Les esclaves représentés assis et les jambes croisées, aux pieds du vainqueur, sont très-remarquables à cause de leurs attitudes et de leur nudité. Celui qui est placé à gauche ressemble à la figure de ces saints que l’on voit fréquemment dans des tableaux hindoux, et que le navigateur Roblet a trouvés sur la côte nord-ouest de l’Amérique, parmi les peintures hiéroglyphiques des naturels du canal de Cox[5]. Il seroit facile de reconnaître, dans ce relief, le bonnet phrygien et le tablier (περίζωμα) des statues égyptiennes, si l’on vouloit suivre les traces d’un savant[6], qui, emporté par une imagination ardente, a cru trouver, dans le nouveau continent, des inscriptions carthaginoises et des monumens phéniciens[7].

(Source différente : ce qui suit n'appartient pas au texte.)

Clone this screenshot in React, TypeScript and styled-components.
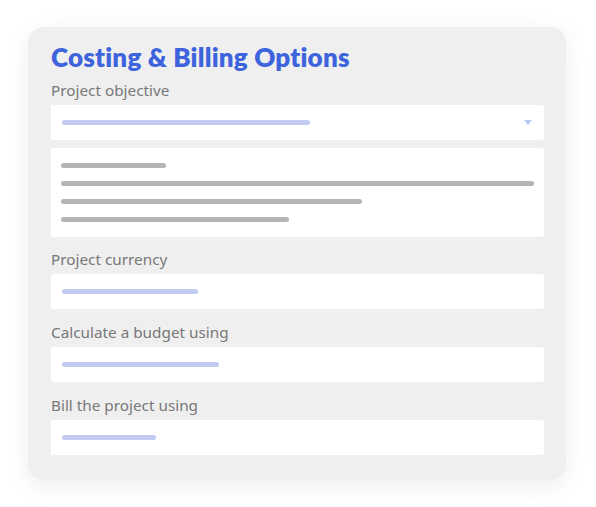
import { FC } from 'react';
import styled, { createGlobalStyle } from 'styled-components';

const GlobalStyle = createGlobalStyle`
  html, body {
    margin: 0;
    padding: 0;
    background: #ffffff;
  }
`;

const Page = styled.div`
  width: 596px;
  height: 507px;
  padding: 27px 30px 0 28px;
  box-sizing: border-box;
`;

const Card = styled.div`
  width: 538px;
  box-sizing: border-box;
  padding: 9px 22px 25px 23px;
  background: #efefef;
  border-radius: 16px;
  box-shadow: 0 6px 24px rgba(0, 0, 0, 0.07);
  display: flex;
  flex-direction: column;
`;

const Title = styled.h1`
  margin: 0;
  font-family: Lato, 'Noto Sans', sans-serif;
  font-weight: 800;
  font-size: 26px;
  line-height: 43px;
  color: #3d63dd;
  letter-spacing: 0.2px;
`;

const Label = styled.div<{ gap: number }>`
  margin-top: ${(p) => p.gap}px;
  margin-bottom: 4px;
  font-family: 'Noto Sans', 'Open Sans', sans-serif;
  font-size: 15.3px;
  line-height: 22px;
  color: #787878;
`;

const Field = styled.div`
  position: relative;
  height: 35px;
  background: #ffffff;
  border-radius: 2px;
  display: flex;
  align-items: center;
  padding: 0 11px;
`;

const TextBox = styled.div`
  margin-top: 8px;
  height: 89px;
  box-sizing: border-box;
  background: #ffffff;
  border-radius: 2px;
  padding: 15px 10px 0 10px;
  display: flex;
  flex-direction: column;
  gap: 13px;
`;

const Bar = styled.div<{ w: number; tone: 'blue' | 'grey' }>`
  width: ${(p) => p.w}px;
  height: 5px;
  border-radius: 3px;
  background: ${(p) => (p.tone === 'blue' ? '#c1cbf1' : '#b4b5b7')};
`;

const Caret = styled.div`
  position: absolute;
  right: 12px;
  top: 15px;
  width: 0;
  height: 0;
  border-left: 4px solid transparent;
  border-right: 4px solid transparent;
  border-top: 5px solid #bac6ef;
`;

const lines = [105, 473, 301, 228];

const App: FC = () => (
  <Page>
    <GlobalStyle />
    <Card>
      <Title>Costing &amp; Billing Options</Title>
      <Label gap={0}>Project objective</Label>
      <Field>
        <Bar w={248} tone="blue" />
        <Caret />
      </Field>
      <TextBox>
        {lines.map((w, i) => (
          <Bar key={i} w={w} tone="grey" />
        ))}
      </TextBox>
      <Label gap={11}>Project currency</Label>
      <Field>
        <Bar w={136} tone="blue" />
      </Field>
      <Label gap={12}>Calculate a budget using</Label>
      <Field>
        <Bar w={157} tone="blue" />
      </Field>
      <Label gap={12}>Bill the project using</Label>
      <Field>
        <Bar w={94} tone="blue" />
      </Field>
    </Card>
  </Page>
);

export default App;
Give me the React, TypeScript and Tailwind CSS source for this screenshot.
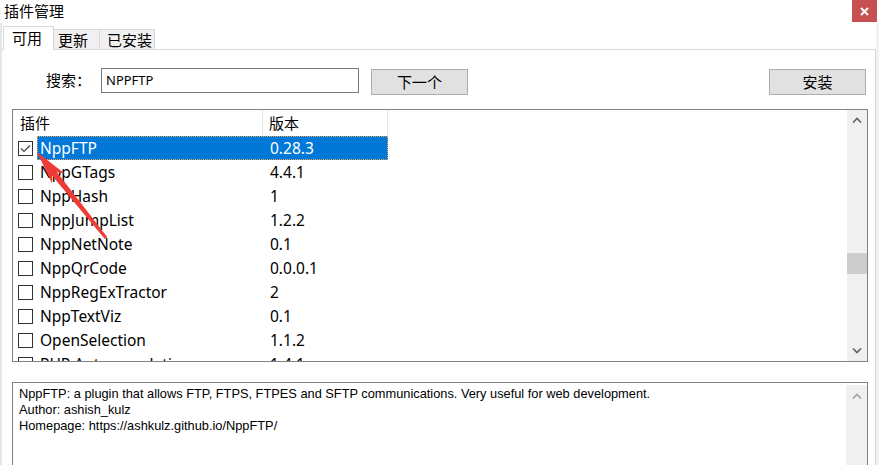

  1. Dixom’s Voyage, p. 272.
  2. Platon, de Republica, Lib. V.
  3. Blumenbach, Decas quinta craniorum, 1808, p. 14, Tab. 46.
  4. Leçons d’Anatomie comparée, Tom. II, p. 6.
  5. Voyage de Marchand, Tom. I, p. 312.
  6. Court de Gibelin.
  7. Voyez Archœologia, or miscellaneous Tracts relating to Antiquity ; published by the Society of Antiquarians of London. Vol. VIII, p. 290.